Yeah, we mean slightly different things. I agree with what you're saying, but what I'm saying is about the cost of N; if you find yourself fighting with Rust's rules, you can drop back to unsafe, and use the rules you already know. Well, similar ones anyway. This reduces the cost of N.

blub · on Oct 3, 2017

N however can only be decreased by improving Rusts UX. If one is able to write unsafe code in Rust, they already paid the full N.

jdub · on Oct 2, 2017

> my sense has been that challenges with Rust are written off in an off-hand way and its features exaggerated

Not by the Rust development team, which is what matters. They are keenly aware of the challenges, and have done a huge amount of work (particularly over the last six to twelve months) working on ergonomics and developer experience.

It's a primary focus for the Rust community, now and into the future.

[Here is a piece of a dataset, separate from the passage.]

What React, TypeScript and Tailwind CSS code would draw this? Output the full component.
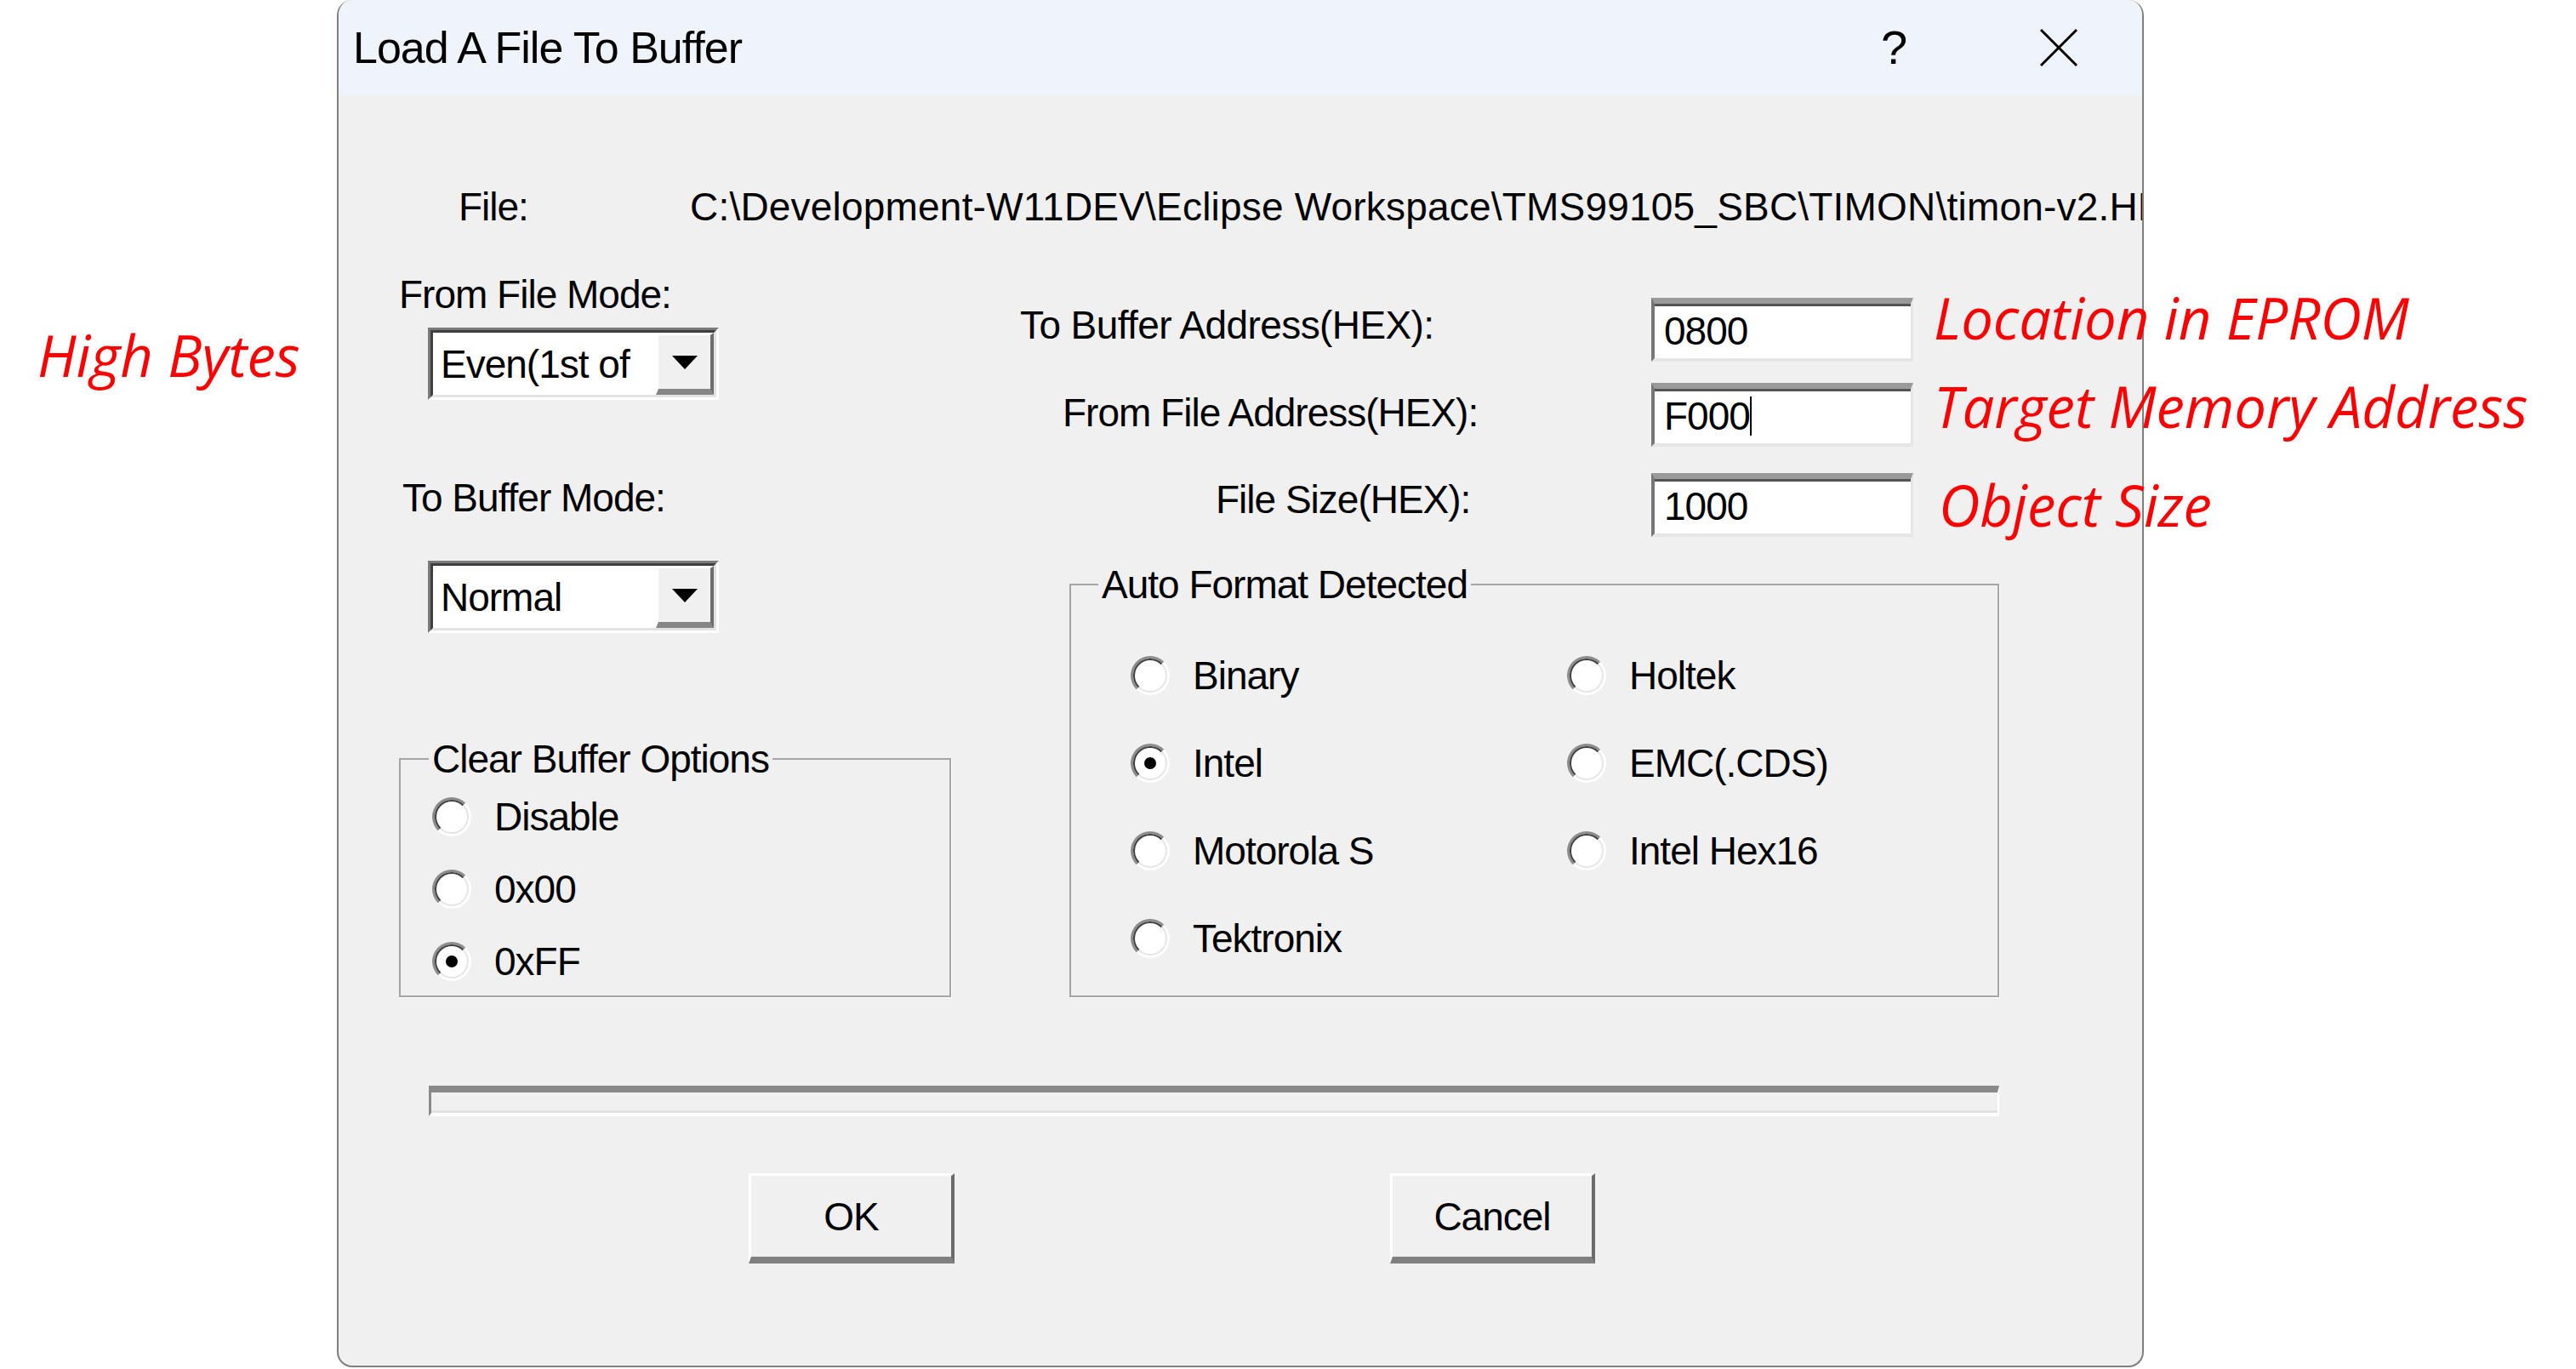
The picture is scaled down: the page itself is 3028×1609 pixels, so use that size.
import React from "react";

const B =
  "font-['Liberation_Sans',Arial,sans-serif] text-[46px] leading-[50px] text-black whitespace-nowrap";
const TR = "tracking-[-1px]";
const RED =
  "font-['Open_Sans','Noto_Sans',sans-serif] italic text-[67px] leading-[80px] text-[#ff0000] whitespace-nowrap";

function Radio({ checked }: { checked?: boolean }) {
  return (
    <span className="flex h-[46px] w-[46px] shrink-0 items-center justify-center rounded-full border-[3px] border-t-[#8c8c8c] border-l-[#8c8c8c] border-r-white border-b-white bg-white">
      <span className="flex h-full w-full items-center justify-center rounded-full border-2 border-t-[#3c3c3c] border-l-[#3c3c3c] border-r-[#e6e6e6] border-b-[#e6e6e6] bg-white">
        {checked && <span className="h-[14px] w-[14px] rounded-full bg-black" />}
      </span>
    </span>
  );
}

function RadioItem({
  label,
  checked,
  className,
}: {
  label: string;
  checked?: boolean;
  className?: string;
}) {
  return (
    <div className={`flex items-center ${className ?? ""}`}>
      <Radio checked={checked} />
      <span className={`${B} ${TR} ml-[27px]`}>{label}</span>
    </div>
  );
}

function Combo({ value }: { value: string }) {
  return (
    <div className="flex h-[85px] w-[342px] border-[3px] border-t-[#7a7a7a] border-l-[#7a7a7a] border-r-white border-b-white">
      <div className="flex flex-1 border-[3px] border-t-[#3f3f3f] border-l-[#3f3f3f] border-r-[#e3e3e3] border-b-[#e3e3e3] bg-white">
        <div className={`${B} ${TR} flex flex-1 items-center overflow-hidden pl-[9px]`}>
          {value}
        </div>
        <div className="flex w-[68px] items-center justify-center border-t-[3px] border-l-[3px] border-r-[4px] border-b-[7px] border-t-white border-l-white border-r-[#6e6e6e] border-b-[#868686] bg-[#f0f0f0]">
          <svg width="30" height="16" viewBox="0 0 30 16">
            <polygon points="0,0 30,0 15,16" fill="#000" />
          </svg>
        </div>
      </div>
    </div>
  );
}

function Edit({ value, caret }: { value: string; caret?: boolean }) {
  return (
    <div className="flex h-[75px] w-[308px] items-center border-t-[7px] border-l-[4px] border-r-[3px] border-b-[4px] border-t-[#9a9a9a] border-l-[#777777] border-r-[#e6e6e6] border-b-[#e6e6e6] bg-white pl-[11px] shadow-[inset_0_3px_0_#555555]">
      <span className={`${B} ${TR}`}>{value}</span>
      {caret && <span className="h-[46px] w-[2px] bg-black" />}
    </div>
  );
}

function Button({ label, className }: { label: string; className?: string }) {
  return (
    <div
      className={`flex h-[106px] items-center justify-center border-t-[3px] border-l-[3px] border-r-[4px] border-b-[8px] border-t-white border-l-white border-r-[#6b6b6b] border-b-[#808080] bg-[#f0f0f0] ${className ?? ""}`}
    >
      <span className={`${B} ${TR}`}>{label}</span>
    </div>
  );
}

export default function App() {
  return (
    <div className="relative flex h-[1609px] w-[3028px] overflow-hidden bg-white">
      {/* left annotation column */}
      <div className="w-[396px] shrink-0 pl-[44px] pt-[377px]">
        <span className={RED}>High Bytes</span>
      </div>

      {/* dialog */}
      <div className="flex h-[1607px] w-[2124px] shrink-0 flex-col overflow-hidden rounded-[18px] border-x-2 border-b-2 border-[#7f7f7f] bg-[#f0f0f0]">
        {/* title bar */}
        <div className="flex h-[112px] shrink-0 items-center bg-[#eff3fa] pr-[75px]">
          <span className="pl-[17px] font-['Liberation_Sans',Arial,sans-serif] text-[52px] leading-none tracking-[-1px] text-black">
            Load A File To Buffer
          </span>
          <span className="ml-auto w-[30px] text-center font-['Liberation_Sans',Arial,sans-serif] text-[56px] leading-none text-black">
            ?
          </span>
          <svg className="ml-[156px]" width="46" height="46" viewBox="0 0 46 46">
            <line x1="2" y1="2" x2="44" y2="44" stroke="#000" strokeWidth="3" />
            <line x1="44" y1="2" x2="2" y2="44" stroke="#000" strokeWidth="3" />
          </svg>
        </div>

        {/* body */}
        <div className="flex flex-1 flex-col">
          {/* file row */}
          <div className="mt-[103px] flex h-[56px] items-center pl-[141px]">
            <span className={`${B} ${TR} w-[272px] shrink-0`}>File:</span>
            <span className={`${B} tracking-[0.2px]`}>
              {"C:\\Development-W11DEV\\Eclipse Workspace\\TMS99105_SBC\\TIMON\\timon-v2.HEX"}
            </span>
          </div>

          {/* two columns */}
          <div className="mt-[29px] flex">
            {/* left */}
            <div className="ml-[71px] flex w-[681px] shrink-0 flex-col items-start">
              <span className={`${B} ${TR} mt-[21px]`}>From File Mode:</span>
              <div className="ml-[34px] mt-[14px]">
                <Combo value="Even(1st of" />
              </div>
              <span className={`${B} ${TR} ml-[4px] mt-[90px]`}>To Buffer Mode:</span>
              <div className="ml-[34px] mt-[49px]">
                <Combo value="Normal" />
              </div>
              <fieldset className="m-0 mt-[123px] h-[305px] w-[649px] border-2 border-[#a5a5a5] p-0 shadow-[1px_1px_0_#ffffff]">
                <legend className={`${B} ${TR} ml-[33px] px-[4px]`}>Clear Buffer Options</legend>
                <div className="flex flex-col pl-[37px]">
                  <RadioItem label="Disable" className="h-[85px]" />
                  <RadioItem label="0x00" className="h-[85px]" />
                  <RadioItem label="0xFF" checked className="h-[85px]" />
                </div>
              </fieldset>
            </div>

            {/* right */}
            <div className="flex w-[1200px] shrink-0 flex-col items-start">
              <div className="mt-[50px] flex h-[75px] items-center">
                <span className={`${B} tracking-[-0.6px] mb-[12px] w-[791px] pl-[49px]`}>
                  To Buffer Address(HEX):
                </span>
                <Edit value="0800" />
              </div>
              <div className="mt-[25px] flex h-[75px] items-center">
                <span className={`${B} ${TR} mb-[6px] w-[791px] pl-[99px]`}>
                  From File Address(HEX):
                </span>
                <Edit value="F000" caret />
              </div>
              <div className="mt-[31px] flex h-[75px] items-center">
                <span className={`${B} ${TR} mb-[14px] w-[791px] pl-[279px]`}>
                  File Size(HEX):
                </span>
                <Edit value="1000" />
              </div>
              <fieldset className="m-0 ml-[107px] mt-[31px] h-[510px] w-[1093px] border-2 border-[#a5a5a5] p-0 shadow-[1px_1px_0_#ffffff]">
                <legend className={`${B} ${TR} ml-[32px] px-[4px]`}>Auto Format Detected</legend>
                <div className="grid grid-cols-[513px_1fr] pl-[70px] pt-[30px]">
                  <RadioItem label="Binary" className="h-[103px]" />
                  <RadioItem label="Holtek" className="h-[103px]" />
                  <RadioItem label="Intel" checked className="h-[103px]" />
                  <RadioItem label="EMC(.CDS)" className="h-[103px]" />
                  <RadioItem label="Motorola S" className="h-[103px]" />
                  <RadioItem label="Intel Hex16" className="h-[103px]" />
                  <RadioItem label="Tektronix" className="h-[103px]" />
                </div>
              </fieldset>
            </div>
          </div>

          {/* progress bar */}
          <div className="ml-[106px] mt-[104px] h-[36px] w-[1846px] border-t-[8px] border-l-[3px] border-r-[2px] border-b-[4px] border-t-[#8a8a8a] border-l-[#8a8a8a] border-r-white border-b-white bg-[#f0f0f0] shadow-[inset_0_-3px_0_#e2e2e2]" />

          {/* buttons */}
          <div className="mt-[67px] flex">
            <Button label="OK" className="ml-[482px] w-[242px]" />
            <Button label="Cancel" className="ml-[512px] w-[241px]" />
          </div>
        </div>
      </div>

      {/* annotations overlapping the dialog edge */}
      <span className={`${RED} absolute left-[2273px] top-[333px]`}>Location in EPROM</span>
      <span className={`${RED} absolute left-[2273px] top-[437px]`}>Target Memory Address</span>
      <span className={`${RED} absolute left-[2279px] top-[553px]`}>Object Size</span>
    </div>
  );
}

Many (perhaps most?) of the specifications lined up for the current "impl period" (a time for building rather than designing) are related to developer ergonomics in some form.

derefr · on Oct 2, 2017

Question: does a hash table with linked-list chaining count as a non-niche use-case for linked lists, or is the linked list just counted as an implementation detail rather than a separate data structure in that context?

(Though, Rust's own std::collections::HashMap just does robin-hood hashing instead of separate chaining, and everyone's just going to use that, so "what data structure should a separately-chained hash-table use in Rust" is mostly a moot question.)

PaulHoule · on Oct 1, 2017

Makes Rust look hard.

steveklabnik · on Oct 1, 2017

Getting this code right is hard in many languages in Rust's space; Rust just forces you to get it right, whereas they let you get it wrong.